The food courts are the backbone of this eating culture. Not the restaurants -- though Richmond has excellent restaurants too -- but the mall food courts where independent stall operators serve Cantonese roast meats, hand-pulled noodles, Taiwanese fried chicken, Japanese curry, Korean stews, and Vietnamese pho across communal seating areas at prices that rarely break $15. These are not the food courts of the North American suburban mall, with their predictable chains and reheated offerings. Richmond's food courts are where families eat on weekday evenings, where students stretch their budgets, and where the cooks behind the counters are often preparing the same dishes they learned from their parents and grandparents.
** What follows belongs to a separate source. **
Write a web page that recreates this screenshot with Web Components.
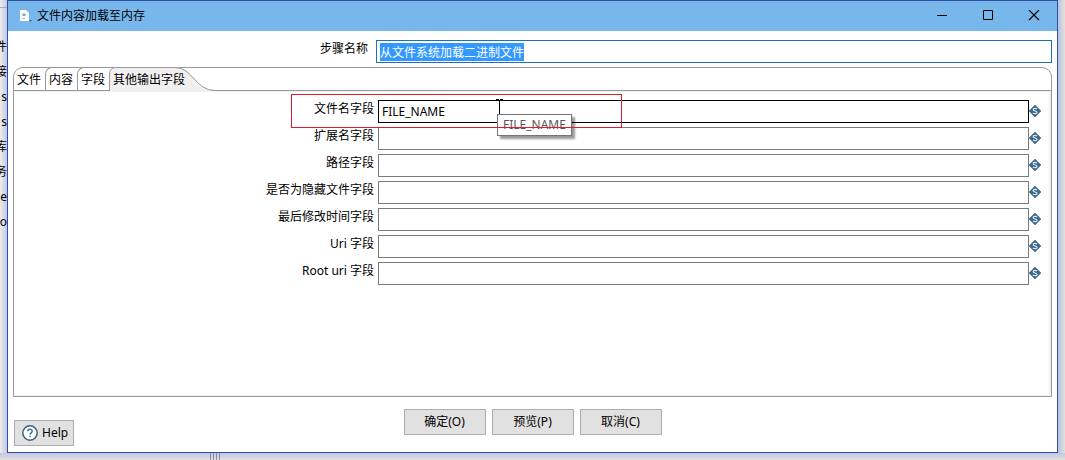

This guide covers every major food court in Richmond -- Aberdeen Centre, Crystal Mall, Parker Place, Richmond Public Market, Yaohan Centre, and Continental Centre -- along with practical information on transit access, pricing, navigation strategy, peak hours, and what to order at each one. It is written for first-timers who have never set foot in a Richmond food court and for regulars who want to know what they might be missing at the venues they have not yet explored.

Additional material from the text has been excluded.